Gang members responsible for huge counterfeit DVD operation jailed

Five gang members who ran the UK's biggest counterfeit DVD factory have been sentenced to jail for infringing copyright and conspiring to distribute illegally copied DVDs.

As part of a police investigation into the DVD manufacturing operation, police raided Wembley-based commercial printer BDP (UK) in April 2009. BDP (UK) has since gone into administration.

Company director Ajay Singh Ahulawalia, 50, has been sentenced to 16 months in jail and been disqualified as company director for four years.

He pleaded guilty to conspiracy to manufacture subject to trademark and concealing criminal property on 21 March 2011.

Gang member Mirza Amjad Beig, 45, has been jailed for 30 months, while Amin Zulfiqar, 28, who is still at large, was sentenced to 18 months in prison.

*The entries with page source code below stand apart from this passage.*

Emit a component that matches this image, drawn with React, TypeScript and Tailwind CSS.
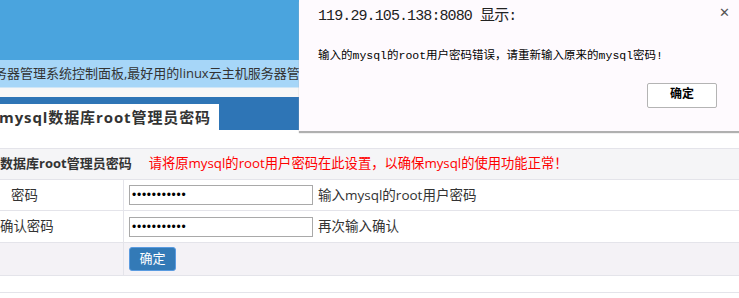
const pageFont = { fontFamily: '"Open Sans", "Noto Sans CJK SC", sans-serif' }
const dlgFont = { fontFamily: '"Liberation Mono", "Noto Sans CJK SC", monospace' }

function Dots() {
  return (
    <span className="text-[12px] leading-none tracking-[0.75px] text-black" style={{ fontFamily: '"Liberation Sans", sans-serif' }}>
      •••••••••••
    </span>
  )
}

export default function App() {
  return (
    <div className="relative w-[739px] h-[298px] overflow-hidden bg-white" style={pageFont}>
      {/* page behind */}
      <div className="h-[60px] bg-[#4aa4de]" />
      <div className="h-[28px] bg-[#a6d6f8] flex items-center border-b border-[#cfe6f7] overflow-hidden whitespace-nowrap">
        <span className="-ml-[6px] text-[13px] text-[#333]">务器管理系统控制面板,最好用的linux云主机服务器管理系统</span>
      </div>
      <div className="h-[9px] bg-[#f7f7f7]" />
      <div className="h-[33px] bg-[#2e75b6] flex items-end">
        <div className="w-[219px] h-[26px] bg-white flex items-center overflow-hidden whitespace-nowrap">
          <span className="-ml-[1px] text-[15px] font-bold tracking-[0.9px] text-[#333]">mysql数据库root管理员密码</span>
        </div>
      </div>
      <div className="h-[18px]" />
      <div className="border-t border-[#e4e4ea]">
        <div className="h-[31px] bg-[#f5f5f7] flex items-center gap-[17px] whitespace-nowrap border-b border-[#e4e4ea]">
          <span className="text-[13px] font-bold text-[#333]">数据库root管理员密码</span>
          <span className="text-[13.3px] text-[#ff0000]">请将原mysql的root用户密码在此设置，以确保mysql的使用功能正常！</span>
        </div>
        <div className="grid grid-cols-[124px_1fr]">
          <div className="h-[31px] flex items-center pl-[11px] border-r border-b border-[#e4e4ea] text-[13.4px] text-[#333]">密码</div>
          <div className="h-[31px] flex items-center pl-[5px] border-b border-[#e4e4ea]">
            <div className="w-[184px] h-[20px] border border-[#a9a9a9] bg-white flex items-center pl-[2px]"><Dots /></div>
            <span className="ml-[5px] text-[13.5px] text-[#333]">输入mysql的root用户密码</span>
          </div>
          <div className="h-[32px] flex items-center border-r border-b border-[#e4e4ea] text-[13.4px] text-[#333]">确认密码</div>
          <div className="h-[32px] flex items-center pl-[5px] border-b border-[#e4e4ea]">
            <div className="w-[184px] h-[20px] border border-[#a9a9a9] bg-white flex items-center pl-[2px]"><Dots /></div>
            <span className="ml-[5px] text-[13.5px] text-[#333]">再次输入确认</span>
          </div>
          <div className="h-[33px] bg-[#f4f2f6] border-r border-b border-[#e4e4ea]" />
          <div className="h-[33px] bg-[#f4f2f6] flex items-center pl-[5px] border-b border-[#e4e4ea]">
            <button className="w-[47px] h-[24px] rounded-[3px] bg-[#337ab7] border border-[#5a9be0] text-white text-[13px]">确定</button>
          </div>
        </div>
        <div className="h-[17px] border-b border-[#e4e4ea]" />
      </div>

      {/* alert dialog */}
      <div className="absolute left-[299px] top-0 w-[445px] h-[131px] bg-[#fefafe] shadow-[0_2px_1px_#b0b0b0] flex flex-col" style={dlgFont}>
        <div className="flex justify-between pl-[19px] pr-[14px] pt-[6px]">
          <span className="text-[15px] tracking-[-0.9px] text-[#222]">119.29.105.138:8080 显示:</span>
          <span className="text-[13px] text-[#555] font-sans leading-none">✕</span>
        </div>
        <div className="pl-[19px] mt-[18px] text-[11.5px] text-black whitespace-nowrap">
          输入的mysql的root用户密码错误，请重新输入原来的mysql密码!
        </div>
        <div className="flex justify-end pr-[27px] mt-[19px]">
          <button className="w-[70px] h-[25px] border border-[#b4b4b4] rounded-[2px] bg-white text-[12px] font-bold text-black">确定</button>
        </div>
      </div>
    </div>
  )
}
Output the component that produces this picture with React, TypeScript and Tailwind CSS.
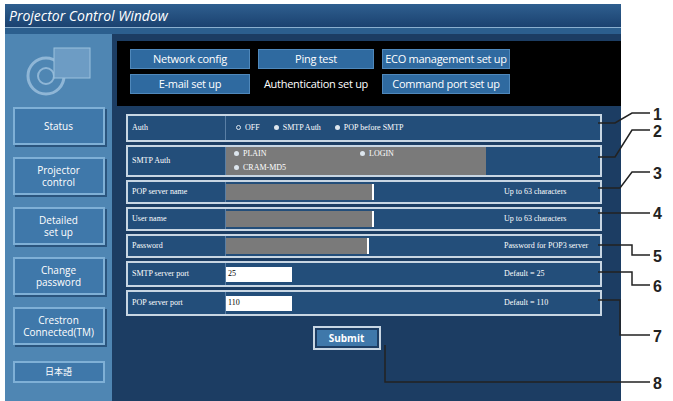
const SideBtn = ({ label }: { label: React.ReactNode }) => (
  <div className="h-[38px] w-[92px] border-2 border-[#7fb0d6] bg-[#3f78aa] flex items-center justify-center text-center text-[10px] leading-[12px] text-white shadow-[2px_2px_0_#2b557e]">
    {label}
  </div>
);

const Tab = ({ label, active = false, w }: { label: string; active?: boolean; w: string }) => (
  <div
    className={`${w} h-[20px] flex items-center justify-center text-[11px] tracking-tight ${
      active ? 'bg-black text-white' : 'bg-[#2f6aa0] text-white border border-[#4f88bb]'
    }`}
  >
    {label}
  </div>
);

const Row = ({
  h,
  label,
  children,
  note,
}: {
  h: string;
  label: string;
  children?: React.ReactNode;
  note?: string;
}) => (
  <div className={`${h} flex border-2 border-[#c8d6e3] bg-[#234e7a] text-[8px] text-white`} style={{ fontFamily: '"Liberation Serif", serif' }}>
    <div className="w-[98px] flex items-center pl-1 border-r border-[#5a7fa5]">{label}</div>
    <div className="flex-1 flex items-center">{children}</div>
    {note && <div className="w-[100px] flex items-center pl-1 whitespace-nowrap overflow-hidden">{note}</div>}
  </div>
);

const Dot = ({ filled = true }: { filled?: boolean }) => (
  <span className={`inline-block w-[5px] h-[5px] rounded-full mr-1 ${filled ? 'bg-[#dde6ee]' : 'border border-[#dde6ee]'}`} />
);

export default function App() {
  return (
    <div className="relative w-[673px] h-[401px] bg-white overflow-hidden" style={{ fontFamily: '"Open Sans", "Liberation Sans", sans-serif' }}>
      <div className="absolute left-[5px] top-[4px] w-[616px] h-[397px] flex flex-col bg-[#1c3d63]">
        <div className="h-[24px] bg-gradient-to-b from-[#2f5f8f] to-[#1b4270] flex items-center pl-1 text-[14px] italic text-white border-b border-[#8bb0d0]">
          Projector Control Window
        </div>
        <div className="h-[6px] bg-[#2c5f8e]" />
        <div className="flex flex-1">
          <div className="w-[107px] bg-[#4f86b3] flex flex-col items-center pt-[8px]">
            <div className="h-[60px] w-[90px] flex items-center justify-center">
              <svg width="70" height="56" viewBox="0 0 70 56">
                <circle cx="22" cy="32" r="18" fill="none" stroke="#8fb6d6" strokeWidth="3" />
                <circle cx="22" cy="32" r="8" fill="none" stroke="#8fb6d6" strokeWidth="2" />
                <rect x="30" y="4" width="36" height="30" fill="#6d9cc4" stroke="#9cc1de" />
              </svg>
            </div>
            <div className="flex flex-col gap-[12px] mt-[5px]">
              <SideBtn label="Status" />
              <SideBtn label={<>Projector<br />control</>} />
              <SideBtn label={<>Detailed<br />set up</>} />
              <SideBtn label={<>Change<br />password</>} />
              <SideBtn label={<>Crestron<br />Connected(TM)</>} />
            </div>
            <div className="mt-[16px] h-[22px] w-[92px] border-2 border-[#7fb0d6] bg-[#3f78aa] flex items-center justify-center text-[9px] text-white" style={{ fontFamily: '"Noto Sans CJK JP", sans-serif' }}>
              日本語
            </div>
          </div>
          <div className="flex-1 flex flex-col">
            <div className="ml-[5px] mt-[7px] h-[65px] bg-black flex flex-col gap-[5px] pl-[13px] pt-[8px]">
              <div className="flex gap-[8px]">
                <Tab label="Network config" w="w-[120px]" />
                <Tab label="Ping test" w="w-[116px]" />
                <Tab label="ECO management set up" w="w-[128px]" />
              </div>
              <div className="flex gap-[8px]">
                <Tab label="E-mail set up" w="w-[120px]" />
                <Tab label="Authentication set up" w="w-[116px]" active />
                <Tab label="Command port set up" w="w-[128px]" />
              </div>
            </div>
            <div className="ml-[14px] mr-[19px] mt-[8px] flex flex-col gap-[3px]">
              <Row h="h-[28px]" label="Auth">
                <div className="flex gap-[14px] pl-[10px]">
                  <span><Dot filled={false} />OFF</span>
                  <span><Dot />SMTP Auth</span>
                  <span><Dot />POP before SMTP</span>
                </div>
              </Row>
              <Row h="h-[32px]" label="SMTP Auth">
                <div className="h-full w-[260px] bg-[#7a7a7a] grid grid-cols-2 content-center pl-[8px] gap-y-[2px]">
                  <span><Dot />PLAIN</span>
                  <span><Dot />LOGIN</span>
                  <span><Dot />CRAM-MD5</span>
                </div>
              </Row>
              <Row h="h-[24px]" label="POP server name" note="Up to 63 characters">
                <div className="h-[16px] w-[148px] bg-[#7a7a7a] border-r-2 border-white" />
              </Row>
              <Row h="h-[24px]" label="User name" note="Up to 63 characters">
                <div className="h-[16px] w-[148px] bg-[#7a7a7a] border-r-2 border-white" />
              </Row>
              <Row h="h-[24px]" label="Password" note="Password for POP3 server">
                <div className="h-[16px] w-[143px] bg-[#7a7a7a] border-r-2 border-white" />
              </Row>
              <Row h="h-[26px]" label="SMTP server port" note="Default = 25">
                <div className="h-[15px] w-[66px] bg-white text-black pl-[2px] flex items-center">25</div>
              </Row>
              <Row h="h-[26px]" label="POP server port" note="Default = 110">
                <div className="h-[15px] w-[66px] bg-white text-black pl-[2px] flex items-center">110</div>
              </Row>
            </div>
            <div className="flex justify-center mt-[10px] pr-[40px]">
              <div className="border-2 border-[#c8d6e3] p-[2px]">
                <div className="w-[60px] h-[16px] bg-[#3f78aa] text-white text-[10px] font-bold flex items-center justify-center">Submit</div>
              </div>
            </div>
          </div>
        </div>
      </div>
      <svg className="absolute inset-0" width="673" height="401" viewBox="0 0 673 401" fill="none" stroke="#222" strokeWidth="1.5">
        <path d="M598 123 H615 L632 113 H650" />
        <path d="M598 157 H615 L632 130 H650" />
        <path d="M598 188 H620 L632 172 H650" />
        <path d="M598 213 H650" />
        <path d="M598 245 H632 V255 H650" />
        <path d="M598 272 H632 V285 H650" />
        <path d="M598 300 H620 V335 H650" />
        <path d="M385 345 V382 H650" />
        <g fill="#222" stroke="none" fontFamily="Liberation Sans, sans-serif" fontSize="16" fontWeight="bold">
          <text x="653" y="120">1</text>
          <text x="653" y="137">2</text>
          <text x="653" y="179">3</text>
          <text x="653" y="219">4</text>
          <text x="653" y="262">5</text>
          <text x="653" y="292">6</text>
          <text x="653" y="342">7</text>
          <text x="653" y="389">8</text>
        </g>
      </svg>
    </div>
  );
}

Prikshat Sharma, 27, and Rahul Divan, 35, were both sentenced to 15 months in jail.

City of London Police estimate at the height of its operation, the gang was capable of generating £95,000 a day by reproducing up to 250,000 counterfeit DVDs a week that were then sold on the streets of London.

Gang members had developed a sophisticated distribution operation, couriering the burned DVDs across London to 15 'shops' in residential properties in Deptford, Lewisham and Camberley.

Large numbers of sellers would then visit the addresses and select the titles to sell on the streets in London and the South East.

In 2009, a joint operation between City of London Police, Metropolitan Police and the Federation Against Copyright Theft, closed down the gang's illegal business.

Police raided two sites in Wembley and Southall, seizing millions of pounds' worth of equipment that was used as evidence in the case.

They confiscated a Heidelberg printing press, 440 DVD burners and 60,000 copied and packaged DVDs ready for distribution.

The counterfeit titles of blockbuster movies included Slumdog Millionaire, The Curious Case of Benjamin Button, Watchmen, Gran Torino and Australia.

Police also discovered 250,000 blank discs and one million printed covers.

City of London Police Det chief inspector Dave Evans said: "These men ran an organised business, with a specialist factory capable of producing hundreds of thousands of fake DVDs.

"City of London Police has put them out of business with these convictions."